Tarpey Gallery, Castle Donington, to 25 Feb
Robert Clarke
Galleries Magazine, October 2011
On 5 October the Mall Galleries, we’ll know who won one of this year’s richest art prizes, the Threadneedle Prize for painting and sculpture. Given that she has been named as one of the seven shortlisted artists (4,350 submitted) the Tarpey Gallery in Castle Donington Leicestershire will be hoping that it turns out to be one of ‘their’ artists Sarah R Key, to whom,they are giving a solo show this month. In any event it is a remarkable achievement for such a comparatively new (2009) and, if they will forgive me, non-metropolitan gallery – and for the artist too, of course. Fingers crossed.
Nicholas Usherwood
Guardian Guide, Saturday 27 August 2011
Marek Tobolewski’s exhibition is titled Sym, with individual paintings and drawings going under names such as 2LC DipSym Neg and 1LC SymM+R. The fact that such designations come across as suggestive of cryptic or downright impenetrable technical formulae to most of us might stress the artist’s apparent reliance on precise systems of procedure, but this in no way distracts from the work’s enduring enigmatic lure. Tobolewski might skirt dangerously close to the kind of spaced-out geometric mannerisms that, in a less sensitive artist, would betray a paperback misreading of the cosmic implications of chaos theory. Yet his is a rare skill in being able to make such references at the same time as imbuing every one of his swirling lines with a highly personal lyrical grace. This is art that comes over all joyous although it has obviously been achieved through sustained reflective struggle.
Tarpey Gallery, to 24 Sep
Robert Clarke
Galleries Magazine, July 2011
In an area (just south of Derby and Nottingham) not exactly awash with top-class commercial galleries and at a difficult time like the present moment, the opening of the Tarpey Gallery in the small town of Castle Donington in late 2009, has been a cause for some celebration. For this is a large, light and beautifully converted space dedicated to showing top-class uncompromisingly contemporary work. The current show, by David Manley, a distinguished former Dean of Faculty at Derby University, is no exception. Entitled From the Earth Wealth it consists of 45 small abstract images that draw their inspiration from 45 settlements in North-West Leicestershire where he lives. Starting from photographs taken in each of these locations, Manley consistently achieves rich, densely atmospheric works unmistakably imbued with a very personal sense of place – a powerful modern reworking, in effect, of the English romantic idea of genius loci.
Nicholas Usherwood
Guardian Guide, Saturday 7 May 2011
Simon Withers refers to these oil on canvas paintings as “absent landscapes”. The organic marks of the rural landscape are all there: wisps of wind-blown clouds, azure and stormy black skies, sunny daylight and nocturnal moonlight. Yet such reassuringly tranquil and romantically turbulent background settings are inhabited by a series of maroon and black horizontal daubs that appear to have drifted in from one of Mark Rothko’s abstracts. Withers’s blunt stripes seem to levitate like painterly UFOs; the picturesque scenes drained of all topographical detail and infiltrated by alien geometries. The effect is somehow soothing yet inescapably unsettling.

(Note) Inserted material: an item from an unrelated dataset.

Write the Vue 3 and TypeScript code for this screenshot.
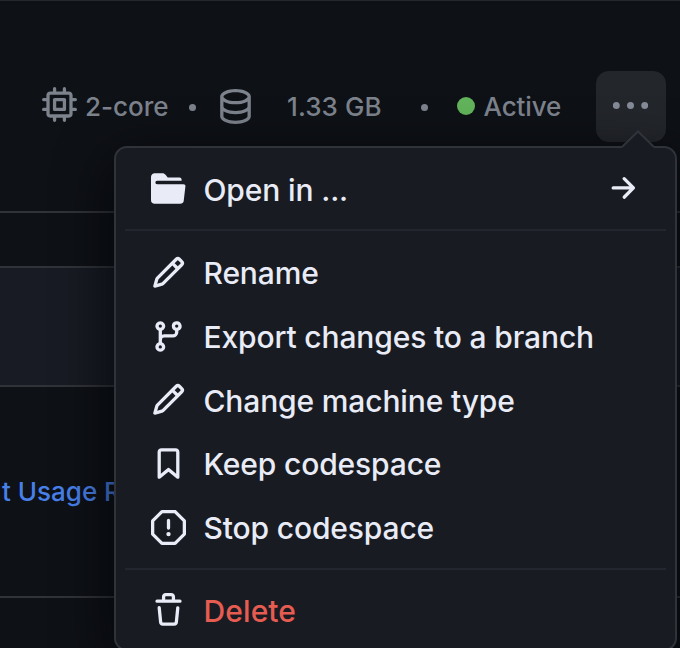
<script setup lang="ts">
interface MenuItem {
  label: string
  icon: string
  arrow?: boolean
  danger?: boolean
}

const icons: Record<string, string> = {
  cpu: 'M6.5.75V2h3V.75a.75.75 0 0 1 1.5 0V2h1.25c.966 0 1.75.784 1.75 1.75V5h1.25a.75.75 0 0 1 0 1.5H14v3h1.25a.75.75 0 0 1 0 1.5H14v1.25A1.75 1.75 0 0 1 12.25 14H11v1.25a.75.75 0 0 1-1.5 0V14h-3v1.25a.75.75 0 0 1-1.5 0V14H3.75A1.75 1.75 0 0 1 2 12.25V11H.75a.75.75 0 0 1 0-1.5H2v-3H.75a.75.75 0 0 1 0-1.5H2V3.75C2 2.784 2.784 2 3.75 2H5V.75a.75.75 0 0 1 1.5 0Zm5.75 11.75a.25.25 0 0 0 .25-.25v-8.5a.25.25 0 0 0-.25-.25h-8.5a.25.25 0 0 0-.25.25v8.5c0 .138.112.25.25.25ZM5.75 5h4.5a.75.75 0 0 1 .75.75v4.5a.75.75 0 0 1-.75.75h-4.5a.75.75 0 0 1-.75-.75v-4.5A.75.75 0 0 1 5.75 5Zm.75 4.5h3v-3h-3Z',
  database: 'M1 3.5c0-.626.292-1.165.7-1.59.406-.422.956-.767 1.579-1.041C4.525.32 6.195 0 8 0s3.475.32 4.722.869c.622.274 1.172.62 1.578 1.04.408.426.7.965.7 1.591v9c0 .626-.292 1.165-.7 1.59-.406.422-.956.767-1.579 1.041C11.476 15.68 9.806 16 8 16s-3.475-.32-4.721-.869c-.623-.274-1.173-.619-1.579-1.041-.408-.425-.7-.964-.7-1.59Zm1.5 0c0 .133.058.318.282.551.227.237.591.483 1.101.707C4.898 5.205 6.353 5.5 8 5.5s3.101-.295 4.118-.742c.508-.224.873-.471 1.1-.708.224-.232.282-.417.282-.55 0-.133-.058-.318-.282-.551-.227-.237-.591-.483-1.101-.707C11.102 1.795 9.647 1.5 8 1.5s-3.101.295-4.118.742c-.508.224-.873.471-1.1.708-.224.232-.282.417-.282.55Zm0 4.5c0 .133.058.318.282.551.227.237.591.483 1.101.707C4.898 9.705 6.353 10 8 10s3.101-.295 4.118-.742c.508-.224.873-.471 1.1-.708.224-.232.282-.417.282-.55V5.724c-.241.15-.503.286-.778.407C11.475 6.68 9.805 7 8 7s-3.475-.32-4.721-.869a6.15 6.15 0 0 1-.779-.407Zm0 2.225V12.5c0 .133.058.318.282.55.227.237.592.484 1.1.708 1.016.447 2.471.742 4.118.742s3.102-.295 4.117-.742c.51-.224.874-.47 1.101-.707.224-.233.282-.418.282-.551v-2.275c-.241.15-.503.285-.778.406-1.247.549-2.917.869-4.722.869s-3.475-.32-4.721-.869a6.327 6.327 0 0 1-.779-.406Z',
  kebab: 'M8 9.6a1.6 1.6 0 1 0 0-3.2 1.6 1.6 0 0 0 0 3.2ZM1.5 9.6a1.6 1.6 0 1 0 0-3.2 1.6 1.6 0 0 0 0 3.2Zm13 0a1.6 1.6 0 1 0 0-3.2 1.6 1.6 0 0 0 0 3.2Z',
  folder: 'M.513 1.513A1.75 1.75 0 0 1 1.75 1h3.5c.55 0 1.07.26 1.4.7l.9 1.2a.25.25 0 0 0 .2.1H13a1 1 0 0 1 1 1v.5H2.75a.75.75 0 0 0 0 1.5h11.978a1 1 0 0 1 .994 1.117L15 13.25A1.75 1.75 0 0 1 13.25 15H1.75A1.75 1.75 0 0 1 0 13.25V2.75c0-.464.184-.91.513-1.237Z',
  pencil: 'M11.013 1.427a1.75 1.75 0 0 1 2.474 0l1.086 1.086a1.75 1.75 0 0 1 0 2.474l-8.61 8.61c-.21.21-.47.364-.756.445l-3.251.93a.75.75 0 0 1-.927-.928l.929-3.25c.081-.286.235-.547.445-.758l8.61-8.61Zm.176 4.823L9.75 4.81l-6.286 6.287a.253.253 0 0 0-.064.108l-.558 1.953 1.953-.558a.253.253 0 0 0 .108-.064Zm1.238-3.763a.25.25 0 0 0-.354 0L10.811 3.75l1.439 1.44 1.263-1.263a.25.25 0 0 0 0-.354Z',
  branch: 'M9.5 3.25a2.25 2.25 0 1 1 3 2.122V6A2.5 2.5 0 0 1 10 8.5H6a1 1 0 0 0-1 1v1.128a2.251 2.251 0 1 1-1.5 0V5.372a2.25 2.25 0 1 1 1.5 0v1.836A2.493 2.493 0 0 1 6 7h4a1 1 0 0 0 1-1v-.628A2.25 2.25 0 0 1 9.5 3.25Zm-6 0a.75.75 0 1 0 1.5 0 .75.75 0 0 0-1.5 0Zm8.25-.75a.75.75 0 1 0 0 1.5.75.75 0 0 0 0-1.5ZM4.25 12a.75.75 0 1 0 0 1.5.75.75 0 0 0 0-1.5Z',
  bookmark: 'M3 2.75C3 1.784 3.784 1 4.75 1h6.5c.966 0 1.75.784 1.75 1.75v11.5a.75.75 0 0 1-1.227.579L8 11.722l-3.773 3.107A.751.751 0 0 1 3 14.25Zm1.75-.25a.25.25 0 0 0-.25.25v9.91l3.023-2.489a.75.75 0 0 1 .954 0l3.023 2.49V2.75a.25.25 0 0 0-.25-.25Z',
  stop: 'M4.47.22A.749.749 0 0 1 5 0h6c.199 0 .389.079.53.22l4.25 4.25c.141.14.22.331.22.53v6a.749.749 0 0 1-.22.53l-4.25 4.25A.749.749 0 0 1 11 16H5a.749.749 0 0 1-.53-.22L.22 11.53A.749.749 0 0 1 0 11V5c0-.199.079-.389.22-.53Zm.84 1.28L1.5 5.31v5.38l3.81 3.81h5.38l3.81-3.81V5.31L10.69 1.5ZM8 4a.75.75 0 0 1 .75.75v3.5a.75.75 0 0 1-1.5 0v-3.5A.75.75 0 0 1 8 4Zm0 8a1 1 0 1 1 0-2 1 1 0 0 1 0 2Z',
  trash: 'M11 1.75V3h2.25a.75.75 0 0 1 0 1.5H2.75a.75.75 0 0 1 0-1.5H5V1.75C5 .784 5.784 0 6.75 0h2.5C10.216 0 11 .784 11 1.75ZM4.496 6.675l.66 6.6a.25.25 0 0 0 .249.225h5.19a.25.25 0 0 0 .249-.225l.66-6.6a.75.75 0 0 1 1.492.149l-.66 6.6A1.748 1.748 0 0 1 10.595 15h-5.19a1.75 1.75 0 0 1-1.741-1.575l-.66-6.6a.75.75 0 1 1 1.492-.15ZM6.5 1.75V3h3V1.75a.25.25 0 0 0-.25-.25h-2.5a.25.25 0 0 0-.25.25Z',
  arrow: 'M8.22 2.97a.75.75 0 0 1 1.06 0l4.25 4.25a.75.75 0 0 1 0 1.06l-4.25 4.25a.751.751 0 0 1-1.042-.018.751.751 0 0 1-.018-1.042l2.97-2.97H3.75a.75.75 0 0 1 0-1.5h7.44L8.22 4.03a.75.75 0 0 1 0-1.06Z',
}

const groups: MenuItem[][] = [
  [{ label: 'Open in ...', icon: 'folder', arrow: true }],
  [
    { label: 'Rename', icon: 'pencil' },
    { label: 'Export changes to a branch', icon: 'branch' },
    { label: 'Change machine type', icon: 'pencil' },
    { label: 'Keep codespace', icon: 'bookmark' },
    { label: 'Stop codespace', icon: 'stop' },
  ],
  [{ label: 'Delete', icon: 'trash', danger: true }],
]
</script>

<template>
  <main class="page">
    <header class="summary">
      <svg class="icon cpu" viewBox="0 0 16 16"><path :d="icons.cpu" /></svg>
      <span class="cores">2-core</span>
      <i class="sep first"></i>
      <svg class="icon" viewBox="0 0 16 16"><path :d="icons.database" /></svg>
      <span class="disk">1.33 GB</span>
      <i class="sep second"></i>
      <i class="status"></i>
      <span class="state">Active</span>
      <button class="more" aria-label="Codespace options">
        <svg class="icon" viewBox="0 0 16 16"><path :d="icons.kebab" /></svg>
      </button>
    </header>
    <section class="gap"></section>
    <section class="band"></section>
    <section class="usage"><a class="link">t Usage Report</a></section>

    <nav class="menu">
      <svg class="caret" viewBox="0 0 34 18">
        <path class="caret-fill" d="M1 18 17 2 33 18Z" />
        <path class="caret-line" d="M1.5 16.5 17 1.5 32.5 16.5" />
      </svg>
      <ul v-for="(group, g) in groups" :key="g" class="group">
        <li v-for="item in group" :key="item.label" class="item" :class="{ danger: item.danger }">
          <svg class="icon" viewBox="0 0 16 16"><path :d="icons[item.icon]" /></svg>
          <span class="label">{{ item.label }}</span>
          <svg v-if="item.arrow" class="icon arrow" viewBox="0 0 16 16"><path :d="icons.arrow" /></svg>
        </li>
      </ul>
    </nav>
  </main>
</template>

<style>
body {
  background: #0e1116;
}
</style>

<style scoped>
.page {
  position: relative;
  box-sizing: border-box;
  width: 680px;
  height: 648px;
  overflow: hidden;
  background: #0e1116;
  border-top: 1px solid #24272d;
  font-family: Inter, "Liberation Sans", sans-serif;
}
.icon {
  flex: none;
  display: block;
  width: 35px;
  height: 35px;
  fill: currentColor;
}
.summary {
  box-sizing: border-box;
  display: flex;
  align-items: center;
  height: 212px;
  padding: 0 14px 0 42px;
  border-bottom: 2px solid #303338;
  color: #7d838d;
  font-size: 26px;
  font-weight: 450;
  white-space: nowrap;
}
.cpu {
  margin-bottom: 3px;
}
.cores {
  width: 83px;
  margin-left: 8px;
}
.sep {
  flex: none;
  width: 7px;
  height: 7px;
  border-radius: 50%;
  background: #7d838d;
}
.first {
  margin: 3px 22px 0 21px;
}
.disk {
  width: 97px;
  margin-left: 34px;
  letter-spacing: 0.1px;
}
.second {
  margin: 3px 29px 0 36.5px;
}
.status {
  flex: none;
  width: 18px;
  height: 18px;
  border-radius: 50%;
  background: #62b45b;
}
.state {
  margin-left: 9px;
  letter-spacing: -0.1px;
}
.more {
  display: flex;
  align-items: center;
  justify-content: center;
  width: 70px;
  height: 71px;
  margin-left: auto;
  padding: 0 1px 2px 0;
  border: 0;
  border-radius: 13px;
  background: #23262b;
  color: #868b99;
}
.gap {
  height: 53px;
}
.band {
  box-sizing: border-box;
  height: 121px;
  border-top: 2px solid #303338;
  border-bottom: 2px solid #303338;
  background: #181b23;
}
.usage {
  box-sizing: border-box;
  display: flex;
  align-items: center;
  height: 211px;
  padding-left: 2px;
  border-bottom: 2px solid #303338;
}
.link {
  color: #4880ea;
  font-size: 26px;
  font-weight: 450;
  white-space: nowrap;
}
.menu {
  position: absolute;
  top: 145px;
  left: 114px;
  box-sizing: border-box;
  width: 563px;
  height: 505px;
  padding: 9px 9px 0;
  border: 2px solid #303339;
  border-radius: 13px;
  background: #181b22;
  box-shadow: 0 16px 56px rgba(1, 3, 8, 0.85);
  color: #e9ecf6;
}
.caret {
  position: absolute;
  top: -18px;
  right: 20px;
  width: 34px;
  height: 18px;
}
.caret-fill {
  fill: #181b22;
}
.caret-line {
  fill: none;
  stroke: #303339;
  stroke-width: 2;
}
.group {
  margin: 0;
  padding: 0;
  list-style: none;
}
.group + .group {
  margin-top: 8.4px;
  padding-top: 9.2px;
  border-top: 2px solid #23262e;
}
.group:last-child {
  padding-top: 8.6px;
}
.item {
  display: flex;
  align-items: center;
  height: 63.8px;
  padding: 0 26px;
}
.label {
  margin-left: 17.5px;
  padding-top: 1.4px;
  font-size: 30px;
  font-weight: 450;
  letter-spacing: -0.14px;
  white-space: nowrap;
}
.arrow {
  margin-left: auto;
}
.danger .label {
  color: #e65c51;
  font-weight: 500;
  letter-spacing: 0.1px;
}
</style>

Tarpey Gallery, to 28 MayRobert Clarke
Guardian Guide, Saturday 30 October 2010
Joan Ainley‘s new set of collaged prints, The Eye Of Time Rewrites History, is the second in her ongoing series Portraits Without Pictures, Sound Without Noise. Ainley’s work tends towards the poetic and enigmatic, more obliquely evocative than clearly descriptive. She has a distinct taste for the conjuring of objects that have a unique drawing power but which frustrate any attempt at prosaic interpretation. She goes in for empty frames and blank mirrors, and contraptions that hint at the potential for creative sound rather than producing actual audible music. The raw materials for her collages were sourced from old catalogue illustrations for barbershop supplies, lab equipment and Army & Navy stores. The antiquated engravings excavate the surreal formalities of barely obscured collective memories of railway station clocks, starched collars and cutthroat razors.